First-principles calculations to investigate electronic structure and optical properties of 2D MgCl2 monolayer

Abstract

In the present work, we have concentrated on the structural, electronic, and optical properties of single-layer phase MgCl2. When bulk MgCl2 reduces to monolayer form, then it exhibited indirect to direct bandgap transformation. The result indicates that the monolayer MgCl2 exhibits insulating characteristics with a direct bandgap of 7.377 eV whereas its bulk form has an indirect bandgap of 7.02 eV. It means that when reducing the dimensionally of the MgCl2 materials than its bandgap significantly increased.

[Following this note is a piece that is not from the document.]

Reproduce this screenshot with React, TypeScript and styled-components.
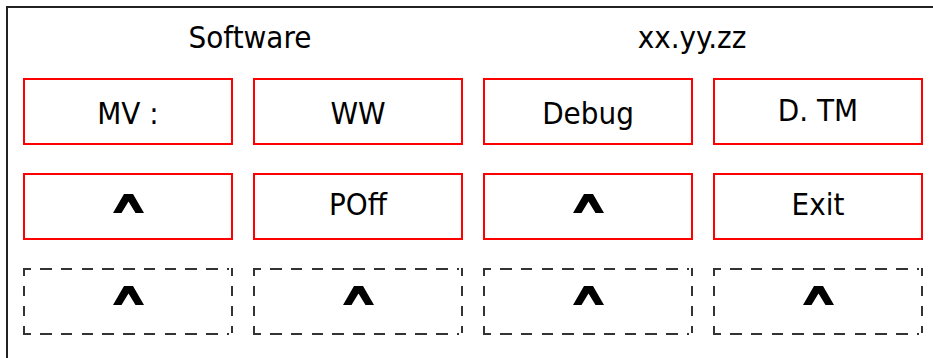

The optical properties of the monolayer MgCl2 have been investigated using DFT within the random phase approximation. The calculated refractive index values are very near to water, which means that monolayer MgCl2 material will be a transparent material. Also, the optical absorption coefficient is found to be very high in the ultraviolet (UV) region. From optical properties, the out-of-plane (E⊥Z) direction of polarizations is shifted towards the higher photon energy as compared to the in-plane (E||X) direction. From the optical properties profile, the polarizations along in-plane and out-of-plane are different therefore it shows anisotropic behavior. These investigated results show the monolayer MgCl2 could be a promising material for optoelectronic nanodevices such as deep UV emitters and detectors, electrical insulators, atomically thin coating materials.